AMD to Take Final Orders on Athlon II, Phenom II and Sempron in Q4 2011
As part of the transition plan to new technologies and product families, Advanced Micro Devices will stop taking orders on its Athlon II, Phenom II and Sempron central processing units (CPUs) in the late fourth quarter of this year. Essentially, this will kill the popular microprocessor brands as well as existing platforms.
As reported earlier this year, AMD has very aggressive transition plan to new desktop families of products - A-series accelerated processing units and FX-series central processing units - made using 32nm silicon-on-insulator process technology from current-gen chips in AM3 form-factor made using older process technologies and based on older micro-architectures.
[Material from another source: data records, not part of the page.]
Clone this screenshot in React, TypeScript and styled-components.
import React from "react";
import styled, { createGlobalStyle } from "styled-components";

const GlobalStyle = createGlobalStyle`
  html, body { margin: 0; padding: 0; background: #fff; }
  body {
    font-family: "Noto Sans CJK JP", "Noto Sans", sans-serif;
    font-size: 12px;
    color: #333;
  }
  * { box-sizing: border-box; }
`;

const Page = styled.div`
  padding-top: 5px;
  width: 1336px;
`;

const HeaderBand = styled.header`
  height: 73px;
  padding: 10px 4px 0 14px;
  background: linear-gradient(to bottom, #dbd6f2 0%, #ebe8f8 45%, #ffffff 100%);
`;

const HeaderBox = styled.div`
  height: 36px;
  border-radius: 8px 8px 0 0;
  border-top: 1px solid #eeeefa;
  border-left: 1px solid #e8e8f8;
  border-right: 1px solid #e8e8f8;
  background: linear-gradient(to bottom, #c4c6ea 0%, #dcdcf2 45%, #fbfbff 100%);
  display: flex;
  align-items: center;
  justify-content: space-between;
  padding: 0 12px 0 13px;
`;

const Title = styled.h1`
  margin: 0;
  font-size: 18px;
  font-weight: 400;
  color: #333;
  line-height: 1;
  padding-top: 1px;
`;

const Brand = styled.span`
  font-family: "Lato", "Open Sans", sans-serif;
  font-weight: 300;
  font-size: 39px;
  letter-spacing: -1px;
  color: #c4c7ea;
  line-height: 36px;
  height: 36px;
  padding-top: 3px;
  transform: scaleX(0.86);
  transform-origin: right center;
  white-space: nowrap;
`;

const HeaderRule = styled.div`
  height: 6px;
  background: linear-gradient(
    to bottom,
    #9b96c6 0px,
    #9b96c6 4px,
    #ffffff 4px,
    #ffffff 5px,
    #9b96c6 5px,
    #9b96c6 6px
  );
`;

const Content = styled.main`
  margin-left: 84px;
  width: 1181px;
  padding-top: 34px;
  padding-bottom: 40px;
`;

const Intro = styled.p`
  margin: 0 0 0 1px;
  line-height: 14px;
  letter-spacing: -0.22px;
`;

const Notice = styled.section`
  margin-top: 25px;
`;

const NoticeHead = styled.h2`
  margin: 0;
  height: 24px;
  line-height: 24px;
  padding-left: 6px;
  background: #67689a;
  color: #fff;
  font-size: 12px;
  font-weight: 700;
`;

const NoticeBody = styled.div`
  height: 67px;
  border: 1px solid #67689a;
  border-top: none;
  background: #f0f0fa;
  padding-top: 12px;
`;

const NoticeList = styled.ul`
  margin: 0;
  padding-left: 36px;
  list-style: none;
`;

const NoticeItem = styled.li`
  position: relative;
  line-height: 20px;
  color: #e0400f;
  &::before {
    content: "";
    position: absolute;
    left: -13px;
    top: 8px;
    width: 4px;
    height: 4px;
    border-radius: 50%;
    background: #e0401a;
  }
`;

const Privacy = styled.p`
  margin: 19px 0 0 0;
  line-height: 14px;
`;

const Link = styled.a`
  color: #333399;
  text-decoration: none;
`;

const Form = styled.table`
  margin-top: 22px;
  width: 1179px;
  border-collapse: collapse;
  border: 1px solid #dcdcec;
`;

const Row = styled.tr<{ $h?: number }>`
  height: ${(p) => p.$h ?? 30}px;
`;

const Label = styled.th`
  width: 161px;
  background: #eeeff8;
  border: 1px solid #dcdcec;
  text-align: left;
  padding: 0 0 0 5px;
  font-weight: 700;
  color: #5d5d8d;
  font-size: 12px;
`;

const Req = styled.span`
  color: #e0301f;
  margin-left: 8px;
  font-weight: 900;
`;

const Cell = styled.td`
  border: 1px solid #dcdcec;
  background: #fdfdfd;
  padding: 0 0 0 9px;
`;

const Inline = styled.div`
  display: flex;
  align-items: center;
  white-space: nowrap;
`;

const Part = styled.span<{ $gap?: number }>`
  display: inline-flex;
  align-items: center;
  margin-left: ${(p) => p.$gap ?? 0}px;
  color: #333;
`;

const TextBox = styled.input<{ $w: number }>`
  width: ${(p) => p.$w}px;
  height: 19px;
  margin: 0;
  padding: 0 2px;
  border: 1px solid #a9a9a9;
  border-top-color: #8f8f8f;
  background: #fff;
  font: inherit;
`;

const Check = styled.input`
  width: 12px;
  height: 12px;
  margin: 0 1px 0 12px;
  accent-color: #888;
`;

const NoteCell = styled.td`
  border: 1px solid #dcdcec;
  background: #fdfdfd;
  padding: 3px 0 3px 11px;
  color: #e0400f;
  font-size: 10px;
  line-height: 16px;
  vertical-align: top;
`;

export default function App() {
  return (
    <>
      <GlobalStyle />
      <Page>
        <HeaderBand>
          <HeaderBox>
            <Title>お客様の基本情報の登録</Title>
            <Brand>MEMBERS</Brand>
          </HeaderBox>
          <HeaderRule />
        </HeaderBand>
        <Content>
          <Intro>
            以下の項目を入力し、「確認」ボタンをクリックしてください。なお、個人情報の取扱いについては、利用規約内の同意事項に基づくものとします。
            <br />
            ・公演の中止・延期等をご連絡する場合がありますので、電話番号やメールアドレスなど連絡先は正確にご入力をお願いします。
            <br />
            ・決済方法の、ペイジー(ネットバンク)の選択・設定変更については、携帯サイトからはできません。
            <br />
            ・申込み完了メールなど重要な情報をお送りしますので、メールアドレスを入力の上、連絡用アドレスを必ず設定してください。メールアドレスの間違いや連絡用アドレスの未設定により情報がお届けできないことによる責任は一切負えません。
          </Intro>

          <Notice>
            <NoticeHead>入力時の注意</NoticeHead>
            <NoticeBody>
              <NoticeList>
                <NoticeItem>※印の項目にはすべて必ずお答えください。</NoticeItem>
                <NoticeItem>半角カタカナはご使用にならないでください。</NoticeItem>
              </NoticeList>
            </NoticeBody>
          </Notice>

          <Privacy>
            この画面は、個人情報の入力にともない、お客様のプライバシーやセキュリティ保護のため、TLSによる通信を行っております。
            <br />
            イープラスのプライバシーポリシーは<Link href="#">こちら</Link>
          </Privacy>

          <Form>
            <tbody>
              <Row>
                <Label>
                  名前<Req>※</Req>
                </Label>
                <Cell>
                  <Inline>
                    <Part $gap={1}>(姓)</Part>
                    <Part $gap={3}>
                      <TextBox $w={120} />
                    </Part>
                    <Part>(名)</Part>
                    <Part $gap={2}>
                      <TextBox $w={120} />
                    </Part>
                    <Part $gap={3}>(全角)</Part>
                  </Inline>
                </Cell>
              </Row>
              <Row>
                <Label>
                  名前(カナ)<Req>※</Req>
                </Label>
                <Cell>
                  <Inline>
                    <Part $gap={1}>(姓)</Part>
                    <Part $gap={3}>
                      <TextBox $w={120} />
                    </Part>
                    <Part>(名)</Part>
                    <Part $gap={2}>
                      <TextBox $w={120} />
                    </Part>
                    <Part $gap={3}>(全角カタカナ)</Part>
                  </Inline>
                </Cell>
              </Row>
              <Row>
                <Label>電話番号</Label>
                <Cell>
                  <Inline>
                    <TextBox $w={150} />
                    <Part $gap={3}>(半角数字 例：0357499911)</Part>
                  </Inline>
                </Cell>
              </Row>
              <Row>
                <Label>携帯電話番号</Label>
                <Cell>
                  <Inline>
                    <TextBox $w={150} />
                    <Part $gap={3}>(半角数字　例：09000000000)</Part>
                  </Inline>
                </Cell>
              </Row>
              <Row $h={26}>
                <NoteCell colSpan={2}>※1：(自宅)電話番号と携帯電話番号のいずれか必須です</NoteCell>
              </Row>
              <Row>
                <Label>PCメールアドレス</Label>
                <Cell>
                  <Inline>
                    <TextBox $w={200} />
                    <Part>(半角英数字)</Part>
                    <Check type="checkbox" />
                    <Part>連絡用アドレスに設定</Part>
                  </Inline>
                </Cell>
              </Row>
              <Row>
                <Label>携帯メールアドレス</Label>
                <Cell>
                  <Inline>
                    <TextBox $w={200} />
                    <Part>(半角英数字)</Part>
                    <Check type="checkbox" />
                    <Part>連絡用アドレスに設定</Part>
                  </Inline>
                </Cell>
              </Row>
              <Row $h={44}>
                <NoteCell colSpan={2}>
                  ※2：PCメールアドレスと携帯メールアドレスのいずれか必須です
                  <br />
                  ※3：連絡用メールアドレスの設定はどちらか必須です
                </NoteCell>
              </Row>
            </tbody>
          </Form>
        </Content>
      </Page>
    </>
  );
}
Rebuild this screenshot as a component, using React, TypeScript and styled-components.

As a result of such transition, AMD chips will no longer have product brand-names (Athlon, Phenom, Sempron, etc.), but will carry A-series, E-series or FX-series product names.
AMD recently notified its partners that the last orders on Athlon II, Phenom II and Sempron central processing units are due in Q4 2011. After that the company will not accept any new orders on those chips and will only conduct final shipments for a quarter or two. Effectively, the processors will gradually disappear from the market.
According to estimates from people with knowledge of AMD's plans, the share of CPUs in AM3 form-factor (Athlon, Phenom, Sempron) among the company's desktop production/shipments in Q3 2011 will be around 40% to 45%. However, the share of AM3 chips is projected to drop to roughly 15% in Q4 2011, whereas the share of FM1 (Llano) will likely increase to 45% - 50%, while the shares of AM3+ (FX-series) and FT1 (E-series) chips will be around 20% each. In the first quarter of next year Llano (FT1) will account for 60% of AMD's production, while the shares of FX-series and E-series will remain similar to the fourth quarter of this year.
Each of AMD's CPU brand-names has its own history and reputation. For example, Athlon was AMD's first product line ever that could beat Intel Corp.'s offerings on the market of high-end microprocessors. AMD Phenom proved to be affordable, but powerful chips. AMD Sempron has been AMD's answer to Intel's Celeron. Interestingly, but once the CPU brands disappear from desktop and laptop markets, the only branded offering from AMD will be server-class AMD Opteron chip.
AMD did not comment on the news-story.